I think this was the worst lightning event in the history of the country as according to figures released, lightning and heavy rains killed at least 49 people across Pakistan in the three days of this weather onslaught. Even in Karachi lightning struck a house in the Naya Nazimabad area but fortunately there was no loss of life.
Since the early days of Pakistan Karachi has seen quite a few lightning displays but nothing like what happened recently. It were not just the flashes of lightning but the unusually loud sound which even set the alarms going in the cars parked in our residential block.
Also the shape of lightning was quite strange. Usually, it is a long bright light coming down straight from the sky but here it had weird shapes from circles to something like the bow of an arrow. Punjab bore the brunt of this lightning onslaught with 21 fatalities.
Most of the casualties were among farmers sowing wheat. I remembered an old lady the grandmother of one of my friends who would as soon there was lightning in the sky ask everyone to take shelter and immediately wear rubber slippers.
Now I understand the logic behind this move. Most fatalities by lightning occur, as the bolt’s massive electrical voltage short-circuits the heart’s natural rhythm. The wearing of slippers insulates you to some extent and might just save your life.
There are various ways you can get hit by lightning. One of the most common is a direct hit. In this strike the current moves on two surfaces: the inner surface and the outer surface. The outer surface might cause burns but the current travelling in the inner surface might damage more and cause cardiac arrest. There is also what is called a side flash.
This occurs when an object larger than you and under which you are seeking protection gets hit and the current travels to you as a secondary strike. This usually happens when someone is seeking shelter under a tree during a lightning storm. Then there is the ground current. Anyone near a lightning strike can be a potential victim. Farm house animals are most at risks in this kind of strike as the current travels through the floors of barns and stables.
Lightning can also travel long distances in wires or other metal surfaces.
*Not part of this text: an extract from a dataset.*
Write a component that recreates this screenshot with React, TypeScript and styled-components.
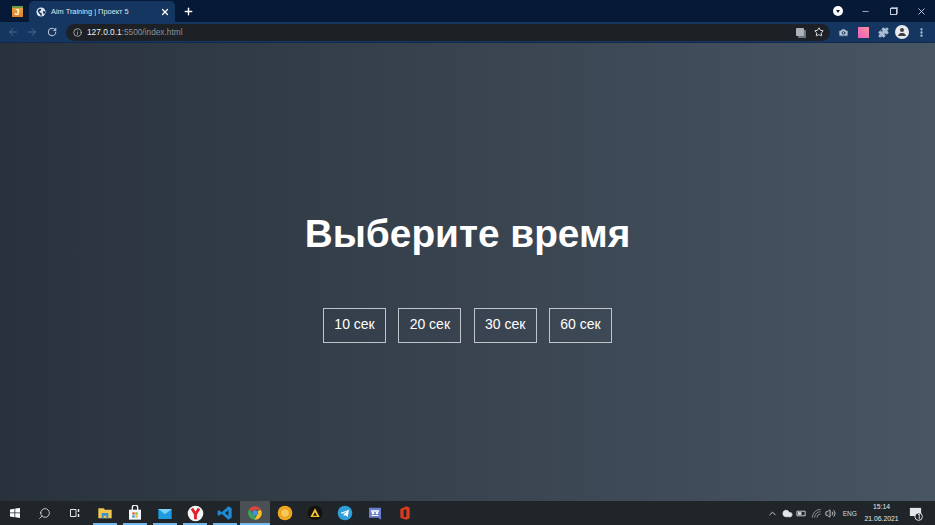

Metal does not attract lightning, but it provides a path for the lightning to follow this is called conduction. Most indoor lightning casualties and some outdoor casualties are due to conduction.
Whether inside or outside, anyone in contact with anything connected to metal wires, plumbing, or metal surfaces that extend outside is at risk. This includes anything that plugs into an electrical outlet, water faucets and showers, corded phones, and windows and doors. In the villages it is not advisable to use wireless appliances.
Then there are “Streamers”. While not as common as the other types of lightning injuries, people caught in “streamers” are at risk of being killed or injured by lightning. Streamers develop as the downward-moving leader approaches the ground. A person could be killed or injured if caught in a streamer.
You see lightning strikes in different forms but each form is deadly and one has to take precautions to save themselves from this bolt from the blue. Lightning is such an interesting subject that one of the leading providers of hit movies and serials has just announced that it will be launching a new serial entitled “Death by Lightning”, which dramatizes the stranger-than-fiction true story of 20th US President James A. Garfield and his admirer Charles Julius Guiteau, who assassinated him. Lightning strikes in different forms and sometimes with deadly force. Let us all remain alert.